§ **Set task**: Transcribe the listing in full, excluding any pictures.
=== Dataset extract ===
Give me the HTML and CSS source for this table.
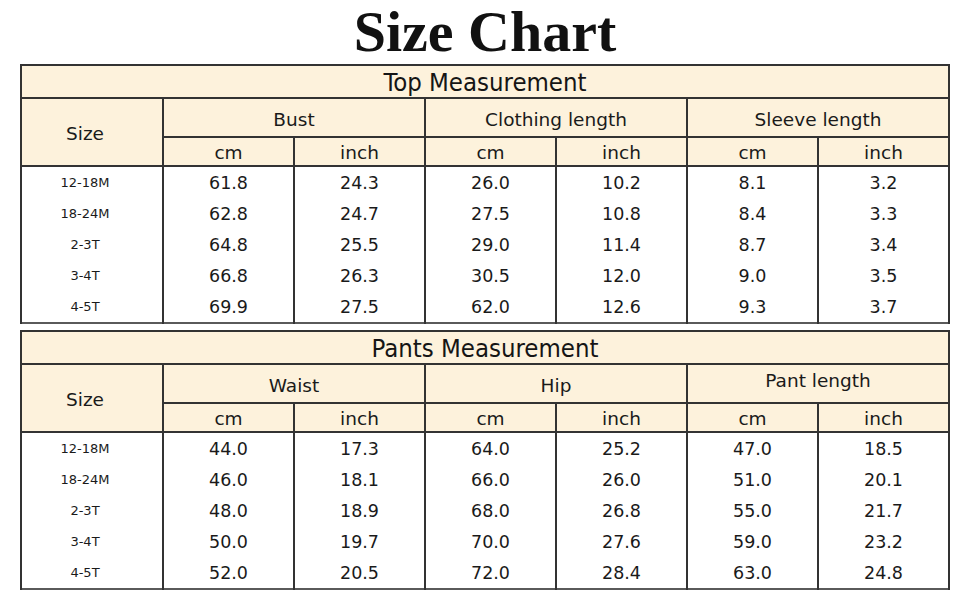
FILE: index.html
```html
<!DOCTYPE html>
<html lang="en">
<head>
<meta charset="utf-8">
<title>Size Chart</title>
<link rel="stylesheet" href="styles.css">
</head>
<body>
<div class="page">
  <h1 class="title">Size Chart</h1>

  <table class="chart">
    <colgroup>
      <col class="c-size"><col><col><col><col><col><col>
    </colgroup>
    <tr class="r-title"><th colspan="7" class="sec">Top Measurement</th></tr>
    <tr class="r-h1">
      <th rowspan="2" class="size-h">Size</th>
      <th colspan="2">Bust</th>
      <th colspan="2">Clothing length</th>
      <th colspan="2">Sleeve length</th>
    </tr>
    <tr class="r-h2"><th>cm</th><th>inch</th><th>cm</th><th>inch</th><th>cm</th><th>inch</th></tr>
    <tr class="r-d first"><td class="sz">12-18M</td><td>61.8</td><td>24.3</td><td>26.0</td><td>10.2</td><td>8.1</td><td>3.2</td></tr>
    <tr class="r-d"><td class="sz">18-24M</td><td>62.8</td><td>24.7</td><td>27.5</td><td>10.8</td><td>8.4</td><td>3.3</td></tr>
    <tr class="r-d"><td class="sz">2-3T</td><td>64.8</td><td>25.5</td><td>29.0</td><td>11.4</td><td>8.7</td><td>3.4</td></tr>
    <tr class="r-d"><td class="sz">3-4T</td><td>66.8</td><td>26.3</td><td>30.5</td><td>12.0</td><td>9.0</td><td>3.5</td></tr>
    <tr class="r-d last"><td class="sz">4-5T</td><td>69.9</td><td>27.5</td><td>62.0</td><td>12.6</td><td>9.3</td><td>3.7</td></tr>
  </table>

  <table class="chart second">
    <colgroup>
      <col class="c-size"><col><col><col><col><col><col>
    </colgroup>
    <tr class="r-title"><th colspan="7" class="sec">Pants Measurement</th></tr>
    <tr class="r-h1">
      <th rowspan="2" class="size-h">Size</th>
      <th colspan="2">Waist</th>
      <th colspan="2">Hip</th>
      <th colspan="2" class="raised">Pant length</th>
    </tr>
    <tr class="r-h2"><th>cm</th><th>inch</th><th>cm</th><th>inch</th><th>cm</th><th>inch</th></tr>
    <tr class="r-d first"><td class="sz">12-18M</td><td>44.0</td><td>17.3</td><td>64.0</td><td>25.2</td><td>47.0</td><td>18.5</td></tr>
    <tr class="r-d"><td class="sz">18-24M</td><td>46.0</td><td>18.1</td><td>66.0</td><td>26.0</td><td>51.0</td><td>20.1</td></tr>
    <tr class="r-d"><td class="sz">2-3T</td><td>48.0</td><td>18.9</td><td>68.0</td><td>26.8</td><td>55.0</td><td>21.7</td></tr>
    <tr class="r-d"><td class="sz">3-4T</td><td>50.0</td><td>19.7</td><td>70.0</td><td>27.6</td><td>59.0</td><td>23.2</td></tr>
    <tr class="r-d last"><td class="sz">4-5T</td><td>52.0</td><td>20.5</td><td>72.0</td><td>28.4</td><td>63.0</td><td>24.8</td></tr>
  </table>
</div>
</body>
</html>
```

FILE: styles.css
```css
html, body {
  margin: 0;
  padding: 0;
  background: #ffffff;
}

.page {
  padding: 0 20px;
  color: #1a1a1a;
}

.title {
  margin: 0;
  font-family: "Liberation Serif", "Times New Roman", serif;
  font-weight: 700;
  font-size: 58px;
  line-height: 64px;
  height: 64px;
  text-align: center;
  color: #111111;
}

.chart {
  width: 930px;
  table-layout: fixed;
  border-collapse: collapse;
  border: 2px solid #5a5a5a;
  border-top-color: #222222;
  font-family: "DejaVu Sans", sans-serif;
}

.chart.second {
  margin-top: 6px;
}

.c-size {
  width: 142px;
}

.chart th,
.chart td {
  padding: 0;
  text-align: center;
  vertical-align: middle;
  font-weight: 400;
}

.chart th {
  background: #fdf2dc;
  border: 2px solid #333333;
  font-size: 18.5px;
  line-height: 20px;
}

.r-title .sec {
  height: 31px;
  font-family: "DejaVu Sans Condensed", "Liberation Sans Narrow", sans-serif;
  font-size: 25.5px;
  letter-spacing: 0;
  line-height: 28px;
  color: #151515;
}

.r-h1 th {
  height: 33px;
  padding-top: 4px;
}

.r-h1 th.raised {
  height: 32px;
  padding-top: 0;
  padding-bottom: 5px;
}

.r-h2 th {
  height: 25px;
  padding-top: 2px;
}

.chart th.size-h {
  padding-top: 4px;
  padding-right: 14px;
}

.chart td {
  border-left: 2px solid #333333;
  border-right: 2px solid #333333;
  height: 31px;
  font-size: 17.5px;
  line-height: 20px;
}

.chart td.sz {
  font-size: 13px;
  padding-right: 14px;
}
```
===
§ **Completed task**:
Give me the HTML and CSS source for this table.
FILE: index.html
```html
<!DOCTYPE html>
<html lang="en">
<head>
<meta charset="utf-8">
<title>Size Chart</title>
<link rel="stylesheet" href="styles.css">
</head>
<body>
<div class="page">
  <h1 class="title">Size Chart</h1>

  <table class="chart">
    <colgroup>
      <col class="c-size"><col><col><col><col><col><col>
    </colgroup>
    <tr class="r-title"><th colspan="7" class="sec">Top Measurement</th></tr>
    <tr class="r-h1">
      <th rowspan="2" class="size-h">Size</th>
      <th colspan="2">Bust</th>
      <th colspan="2">Clothing length</th>
      <th colspan="2">Sleeve length</th>
    </tr>
    <tr class="r-h2"><th>cm</th><th>inch</th><th>cm</th><th>inch</th><th>cm</th><th>inch</th></tr>
    <tr class="r-d first"><td class="sz">12-18M</td><td>61.8</td><td>24.3</td><td>26.0</td><td>10.2</td><td>8.1</td><td>3.2</td></tr>
    <tr class="r-d"><td class="sz">18-24M</td><td>62.8</td><td>24.7</td><td>27.5</td><td>10.8</td><td>8.4</td><td>3.3</td></tr>
    <tr class="r-d"><td class="sz">2-3T</td><td>64.8</td><td>25.5</td><td>29.0</td><td>11.4</td><td>8.7</td><td>3.4</td></tr>
    <tr class="r-d"><td class="sz">3-4T</td><td>66.8</td><td>26.3</td><td>30.5</td><td>12.0</td><td>9.0</td><td>3.5</td></tr>
    <tr class="r-d last"><td class="sz">4-5T</td><td>69.9</td><td>27.5</td><td>62.0</td><td>12.6</td><td>9.3</td><td>3.7</td></tr>
  </table>

  <table class="chart second">
    <colgroup>
      <col class="c-size"><col><col><col><col><col><col>
    </colgroup>
    <tr class="r-title"><th colspan="7" class="sec">Pants Measurement</th></tr>
    <tr class="r-h1">
      <th rowspan="2" class="size-h">Size</th>
      <th colspan="2">Waist</th>
      <th colspan="2">Hip</th>
      <th colspan="2" class="raised">Pant length</th>
    </tr>
    <tr class="r-h2"><th>cm</th><th>inch</th><th>cm</th><th>inch</th><th>cm</th><th>inch</th></tr>
    <tr class="r-d first"><td class="sz">12-18M</td><td>44.0</td><td>17.3</td><td>64.0</td><td>25.2</td><td>47.0</td><td>18.5</td></tr>
    <tr class="r-d"><td class="sz">18-24M</td><td>46.0</td><td>18.1</td><td>66.0</td><td>26.0</td><td>51.0</td><td>20.1</td></tr>
    <tr class="r-d"><td class="sz">2-3T</td><td>48.0</td><td>18.9</td><td>68.0</td><td>26.8</td><td>55.0</td><td>21.7</td></tr>
    <tr class="r-d"><td class="sz">3-4T</td><td>50.0</td><td>19.7</td><td>70.0</td><td>27.6</td><td>59.0</td><td>23.2</td></tr>
    <tr class="r-d last"><td class="sz">4-5T</td><td>52.0</td><td>20.5</td><td>72.0</td><td>28.4</td><td>63.0</td><td>24.8</td></tr>
  </table>
</div>
</body>
</html>
```

FILE: styles.css
```css
html, body {
  margin: 0;
  padding: 0;
  background: #ffffff;
}

.page {
  padding: 0 20px;
  color: #1a1a1a;
}

.title {
  margin: 0;
  font-family: "Liberation Serif", "Times New Roman", serif;
  font-weight: 700;
  font-size: 58px;
  line-height: 64px;
  height: 64px;
  text-align: center;
  color: #111111;
}

.chart {
  width: 930px;
  table-layout: fixed;
  border-collapse: collapse;
  border: 2px solid #5a5a5a;
  border-top-color: #222222;
  font-family: "DejaVu Sans", sans-serif;
}

.chart.second {
  margin-top: 6px;
}

.c-size {
  width: 142px;
}

.chart th,
.chart td {
  padding: 0;
  text-align: center;
  vertical-align: middle;
  font-weight: 400;
}

.chart th {
  background: #fdf2dc;
  border: 2px solid #333333;
  font-size: 18.5px;
  line-height: 20px;
}

.r-title .sec {
  height: 31px;
  font-family: "DejaVu Sans Condensed", "Liberation Sans Narrow", sans-serif;
  font-size: 25.5px;
  letter-spacing: 0;
  line-height: 28px;
  color: #151515;
}

.r-h1 th {
  height: 33px;
  padding-top: 4px;
}

.r-h1 th.raised {
  height: 32px;
  padding-top: 0;
  padding-bottom: 5px;
}

.r-h2 th {
  height: 25px;
  padding-top: 2px;
}

.chart th.size-h {
  padding-top: 4px;
  padding-right: 14px;
}

.chart td {
  border-left: 2px solid #333333;
  border-right: 2px solid #333333;
  height: 31px;
  font-size: 17.5px;
  line-height: 20px;
}

.chart td.sz {
  font-size: 13px;
  padding-right: 14px;
}
```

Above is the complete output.